Parecía una escena bíblica, de los tiempos de hierro de la edad
patriarcal, pero no lo era. El padre levantó el cuchillo de carnicero,
de afilada hoja, y tomó a su hijo. La madre había corrido al patio
despavorida, pidiendo auxilio.
El padre, creyendo cumplir la voluntad de Dios, pasó la hoja del
cuchillo por la garganta del hijo, y le seccionó las carótidas. «Tienes
que morir, hijo mío, por los pecados del mundo», había dicho con
espantosa determinación.
La escena no era de los tiempos de Abraham sino en Randallstown,
Maryland, Estados Unidos. Stephen Johnson, un hombre de veintiocho
años, semitrastornado, sin duda, había sacrificado a su hijo Steve de
sólo catorce meses de edad.
Gente fanática y trastornada hay mucha en este mundo. Stephen
Johnson, que estaba bajo tratamiento psiquiátrico, era uno de ellos.

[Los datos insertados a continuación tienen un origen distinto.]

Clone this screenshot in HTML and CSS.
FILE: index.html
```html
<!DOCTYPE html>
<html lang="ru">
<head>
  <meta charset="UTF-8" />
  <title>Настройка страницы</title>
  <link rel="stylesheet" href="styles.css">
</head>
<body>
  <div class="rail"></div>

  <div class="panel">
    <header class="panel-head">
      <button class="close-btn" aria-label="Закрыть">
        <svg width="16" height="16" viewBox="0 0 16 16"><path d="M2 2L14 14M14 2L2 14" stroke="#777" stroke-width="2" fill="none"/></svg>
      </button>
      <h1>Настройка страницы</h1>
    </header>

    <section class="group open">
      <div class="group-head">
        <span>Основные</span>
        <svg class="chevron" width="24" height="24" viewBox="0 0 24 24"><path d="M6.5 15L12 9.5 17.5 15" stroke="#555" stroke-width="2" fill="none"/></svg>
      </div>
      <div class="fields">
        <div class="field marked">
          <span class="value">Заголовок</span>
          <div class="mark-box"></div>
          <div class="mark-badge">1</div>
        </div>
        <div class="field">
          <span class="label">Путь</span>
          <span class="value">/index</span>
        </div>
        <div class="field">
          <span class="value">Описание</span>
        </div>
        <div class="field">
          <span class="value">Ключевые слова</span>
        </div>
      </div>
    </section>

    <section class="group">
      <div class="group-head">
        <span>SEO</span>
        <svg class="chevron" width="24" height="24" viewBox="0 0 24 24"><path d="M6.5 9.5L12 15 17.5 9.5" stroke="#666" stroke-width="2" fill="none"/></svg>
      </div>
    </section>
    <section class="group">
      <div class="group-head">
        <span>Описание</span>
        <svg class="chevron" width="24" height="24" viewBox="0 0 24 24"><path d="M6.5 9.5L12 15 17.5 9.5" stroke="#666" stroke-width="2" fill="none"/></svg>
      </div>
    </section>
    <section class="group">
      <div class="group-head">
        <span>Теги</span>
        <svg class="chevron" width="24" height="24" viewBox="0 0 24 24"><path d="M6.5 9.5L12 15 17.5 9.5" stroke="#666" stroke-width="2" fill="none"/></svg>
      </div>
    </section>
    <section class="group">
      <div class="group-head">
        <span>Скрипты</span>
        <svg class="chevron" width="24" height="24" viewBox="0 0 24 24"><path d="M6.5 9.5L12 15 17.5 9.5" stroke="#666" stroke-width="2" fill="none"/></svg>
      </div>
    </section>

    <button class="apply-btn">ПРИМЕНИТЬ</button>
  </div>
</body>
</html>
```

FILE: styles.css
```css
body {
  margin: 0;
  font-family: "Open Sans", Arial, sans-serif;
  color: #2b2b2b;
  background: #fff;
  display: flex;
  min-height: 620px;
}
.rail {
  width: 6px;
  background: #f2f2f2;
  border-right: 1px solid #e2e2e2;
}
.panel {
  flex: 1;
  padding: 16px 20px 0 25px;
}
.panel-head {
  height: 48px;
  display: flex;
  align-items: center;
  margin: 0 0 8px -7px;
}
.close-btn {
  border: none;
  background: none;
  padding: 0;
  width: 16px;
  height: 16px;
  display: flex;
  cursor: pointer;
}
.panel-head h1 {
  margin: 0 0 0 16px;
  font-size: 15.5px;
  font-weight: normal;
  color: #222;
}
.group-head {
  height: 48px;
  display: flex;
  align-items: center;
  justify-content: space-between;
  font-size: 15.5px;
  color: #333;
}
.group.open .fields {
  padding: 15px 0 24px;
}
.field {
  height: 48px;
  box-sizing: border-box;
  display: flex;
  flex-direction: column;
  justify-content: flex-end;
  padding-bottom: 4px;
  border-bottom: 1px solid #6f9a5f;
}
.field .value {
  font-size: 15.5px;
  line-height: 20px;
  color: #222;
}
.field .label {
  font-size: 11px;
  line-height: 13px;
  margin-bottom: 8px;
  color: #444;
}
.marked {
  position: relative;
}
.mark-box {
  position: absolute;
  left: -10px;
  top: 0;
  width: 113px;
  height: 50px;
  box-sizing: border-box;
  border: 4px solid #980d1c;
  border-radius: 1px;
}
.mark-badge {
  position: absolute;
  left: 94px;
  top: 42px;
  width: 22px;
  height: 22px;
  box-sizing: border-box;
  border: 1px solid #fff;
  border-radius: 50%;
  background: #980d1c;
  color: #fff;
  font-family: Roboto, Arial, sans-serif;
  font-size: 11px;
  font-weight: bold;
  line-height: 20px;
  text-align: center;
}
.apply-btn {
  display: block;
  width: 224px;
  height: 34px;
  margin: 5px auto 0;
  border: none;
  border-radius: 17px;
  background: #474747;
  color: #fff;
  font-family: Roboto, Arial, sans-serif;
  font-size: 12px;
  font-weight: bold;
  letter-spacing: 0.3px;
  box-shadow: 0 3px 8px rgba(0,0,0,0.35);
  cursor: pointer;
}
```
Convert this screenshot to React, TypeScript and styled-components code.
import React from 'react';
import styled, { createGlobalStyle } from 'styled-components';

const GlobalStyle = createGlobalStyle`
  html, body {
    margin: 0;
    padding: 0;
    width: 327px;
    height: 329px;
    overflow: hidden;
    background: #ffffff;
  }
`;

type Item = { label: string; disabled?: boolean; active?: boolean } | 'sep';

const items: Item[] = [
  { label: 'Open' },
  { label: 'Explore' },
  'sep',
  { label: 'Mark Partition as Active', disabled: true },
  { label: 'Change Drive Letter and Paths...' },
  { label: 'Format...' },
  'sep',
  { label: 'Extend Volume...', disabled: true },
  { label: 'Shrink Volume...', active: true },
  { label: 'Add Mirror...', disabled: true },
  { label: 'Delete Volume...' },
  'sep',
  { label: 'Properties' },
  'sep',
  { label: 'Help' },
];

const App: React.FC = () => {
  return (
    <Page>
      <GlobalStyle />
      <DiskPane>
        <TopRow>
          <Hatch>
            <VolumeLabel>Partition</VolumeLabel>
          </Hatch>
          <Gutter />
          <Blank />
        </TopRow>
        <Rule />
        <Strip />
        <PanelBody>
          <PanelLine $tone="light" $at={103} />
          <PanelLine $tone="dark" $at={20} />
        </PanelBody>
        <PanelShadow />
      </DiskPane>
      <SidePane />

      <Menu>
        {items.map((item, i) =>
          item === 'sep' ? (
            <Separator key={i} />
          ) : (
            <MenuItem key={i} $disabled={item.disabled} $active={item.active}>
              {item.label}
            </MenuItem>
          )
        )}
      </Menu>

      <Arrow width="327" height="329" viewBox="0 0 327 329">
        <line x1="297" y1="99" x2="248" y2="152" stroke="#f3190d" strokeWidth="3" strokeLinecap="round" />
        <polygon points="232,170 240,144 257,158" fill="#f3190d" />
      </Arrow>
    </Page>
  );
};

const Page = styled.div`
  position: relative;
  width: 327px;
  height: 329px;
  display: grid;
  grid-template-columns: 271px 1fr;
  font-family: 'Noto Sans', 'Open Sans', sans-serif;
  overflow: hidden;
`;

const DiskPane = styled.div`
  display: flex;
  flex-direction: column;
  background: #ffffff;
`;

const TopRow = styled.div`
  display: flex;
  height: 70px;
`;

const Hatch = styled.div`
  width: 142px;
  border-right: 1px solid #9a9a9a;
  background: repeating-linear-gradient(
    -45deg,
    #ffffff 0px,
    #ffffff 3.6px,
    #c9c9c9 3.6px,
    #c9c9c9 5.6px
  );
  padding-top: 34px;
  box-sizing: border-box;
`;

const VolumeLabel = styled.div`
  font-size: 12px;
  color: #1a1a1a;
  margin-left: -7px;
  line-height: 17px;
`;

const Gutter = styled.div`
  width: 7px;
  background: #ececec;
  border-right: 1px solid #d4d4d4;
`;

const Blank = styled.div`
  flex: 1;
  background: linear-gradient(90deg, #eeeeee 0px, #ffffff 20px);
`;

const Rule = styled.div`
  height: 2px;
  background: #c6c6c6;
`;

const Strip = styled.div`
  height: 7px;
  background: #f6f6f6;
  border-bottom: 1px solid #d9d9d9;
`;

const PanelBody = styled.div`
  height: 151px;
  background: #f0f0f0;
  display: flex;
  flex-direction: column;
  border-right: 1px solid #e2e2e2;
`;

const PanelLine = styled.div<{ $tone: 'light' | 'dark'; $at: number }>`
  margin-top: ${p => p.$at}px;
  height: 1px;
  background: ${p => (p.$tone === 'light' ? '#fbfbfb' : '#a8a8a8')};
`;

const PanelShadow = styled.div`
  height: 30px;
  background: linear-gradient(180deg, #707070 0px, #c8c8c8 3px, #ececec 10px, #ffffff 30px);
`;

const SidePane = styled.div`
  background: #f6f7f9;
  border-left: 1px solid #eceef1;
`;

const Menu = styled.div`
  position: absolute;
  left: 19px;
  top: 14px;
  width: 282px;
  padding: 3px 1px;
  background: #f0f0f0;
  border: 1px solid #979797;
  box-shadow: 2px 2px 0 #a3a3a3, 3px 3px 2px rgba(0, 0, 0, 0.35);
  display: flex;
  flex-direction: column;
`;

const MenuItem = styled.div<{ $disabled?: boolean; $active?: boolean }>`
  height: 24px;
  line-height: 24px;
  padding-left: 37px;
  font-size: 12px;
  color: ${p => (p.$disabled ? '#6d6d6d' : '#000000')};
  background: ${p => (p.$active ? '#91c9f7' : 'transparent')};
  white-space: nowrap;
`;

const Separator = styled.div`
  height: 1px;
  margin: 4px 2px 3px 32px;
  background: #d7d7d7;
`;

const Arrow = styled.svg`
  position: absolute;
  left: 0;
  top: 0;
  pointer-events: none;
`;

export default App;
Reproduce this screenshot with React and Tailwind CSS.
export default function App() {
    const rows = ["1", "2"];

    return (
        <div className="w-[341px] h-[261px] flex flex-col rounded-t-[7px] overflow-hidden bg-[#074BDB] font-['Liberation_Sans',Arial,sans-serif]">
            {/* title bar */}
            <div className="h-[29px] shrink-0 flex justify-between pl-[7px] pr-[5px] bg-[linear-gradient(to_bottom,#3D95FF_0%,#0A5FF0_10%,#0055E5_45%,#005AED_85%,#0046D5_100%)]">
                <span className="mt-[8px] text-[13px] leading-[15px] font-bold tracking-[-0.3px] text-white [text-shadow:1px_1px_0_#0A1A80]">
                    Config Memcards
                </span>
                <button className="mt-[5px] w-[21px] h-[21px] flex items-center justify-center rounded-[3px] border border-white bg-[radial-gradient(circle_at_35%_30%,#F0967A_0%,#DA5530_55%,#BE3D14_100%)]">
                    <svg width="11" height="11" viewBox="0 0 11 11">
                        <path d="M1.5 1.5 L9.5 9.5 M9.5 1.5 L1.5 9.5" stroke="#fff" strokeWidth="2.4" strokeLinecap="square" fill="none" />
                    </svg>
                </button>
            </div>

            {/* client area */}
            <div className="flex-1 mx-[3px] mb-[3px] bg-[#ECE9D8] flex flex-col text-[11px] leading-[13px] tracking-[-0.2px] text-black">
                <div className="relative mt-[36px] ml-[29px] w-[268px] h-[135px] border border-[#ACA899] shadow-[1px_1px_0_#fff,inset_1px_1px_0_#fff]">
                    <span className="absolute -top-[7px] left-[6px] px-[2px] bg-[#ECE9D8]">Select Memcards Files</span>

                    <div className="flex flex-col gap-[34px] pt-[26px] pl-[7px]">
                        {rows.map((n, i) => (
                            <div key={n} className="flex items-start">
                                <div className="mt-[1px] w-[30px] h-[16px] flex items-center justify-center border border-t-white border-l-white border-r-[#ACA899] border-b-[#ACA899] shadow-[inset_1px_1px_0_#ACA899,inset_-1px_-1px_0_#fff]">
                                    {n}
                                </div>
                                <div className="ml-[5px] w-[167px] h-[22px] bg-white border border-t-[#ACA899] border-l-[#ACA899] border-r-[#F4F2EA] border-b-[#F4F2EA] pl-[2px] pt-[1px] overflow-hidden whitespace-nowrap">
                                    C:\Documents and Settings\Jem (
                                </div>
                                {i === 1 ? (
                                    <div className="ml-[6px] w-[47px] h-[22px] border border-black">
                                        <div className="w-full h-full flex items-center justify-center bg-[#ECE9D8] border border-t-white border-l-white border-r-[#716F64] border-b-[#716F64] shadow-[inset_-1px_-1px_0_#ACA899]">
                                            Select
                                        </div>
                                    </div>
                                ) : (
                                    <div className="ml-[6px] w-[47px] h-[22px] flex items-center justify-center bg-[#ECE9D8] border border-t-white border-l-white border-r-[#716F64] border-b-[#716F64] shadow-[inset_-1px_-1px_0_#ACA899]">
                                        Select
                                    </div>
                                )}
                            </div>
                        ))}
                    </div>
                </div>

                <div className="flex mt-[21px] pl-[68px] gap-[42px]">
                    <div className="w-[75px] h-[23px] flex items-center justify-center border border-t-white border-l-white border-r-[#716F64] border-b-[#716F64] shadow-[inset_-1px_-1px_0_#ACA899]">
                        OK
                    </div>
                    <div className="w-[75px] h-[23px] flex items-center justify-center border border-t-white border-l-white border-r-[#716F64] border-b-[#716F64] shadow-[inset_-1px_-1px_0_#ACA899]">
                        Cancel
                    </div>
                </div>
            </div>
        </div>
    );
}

Llevado por sus propias imaginaciones, y quizá por el uso de drogas,
llegó a creer que él era Dios, y su pequeño hijo, Jesucristo. Y por eso
cometió el crimen.
Así ha pasado durante todos los siglos en que ha existido el
cristianismo en este mundo. Gente fanática, gente que se deja llevar de
sus ideas, sus impresiones y sus sueños y visiones más que de la
Biblia, ha caído en excesos, desatinos y locuras.
No es necesario que nadie más muera por los pecados del mundo.
Sólo Jesucristo, Dios hecho hombre, podía morir en rescate por todos los
pecadores. Cristo murió una sola vez, y su sacrificio es irrepetible.
Con una sola vez que muriera, ha bastado para expiar los pecados de
toda la humanidad de todos los tiempos.
El apóstol Pedro lo dice con toda claridad en su primera carta
universal: «Porque Cristo murió por los pecados una vez por todas, el
justo por los injustos, a fin de llevarlos a ustedes a Dios»
(1 Pedro 3:18). También en la epístola a los Hebreos está escrito:
«Cristo fue ofrecido en sacrificio una sola vez para quitar los pecados
de muchos» (Hebreos 9:28).
Nadie debe morir por los pecados de nadie. Cristo ya lo ha hecho
por todos, de una vez y para siempre. ¿Qué debemos hacer nosotros?
Simplemente aceptar la validez eterna de ese sacrificio único y
perfecto, y reconciliarnos con Dios, dándole gracias por Jesucristo. Él
murió una sola vez, y una sola vez resucitó, por nosotros. Por eso
ahora no tenemos que hacer más que aceptarlo.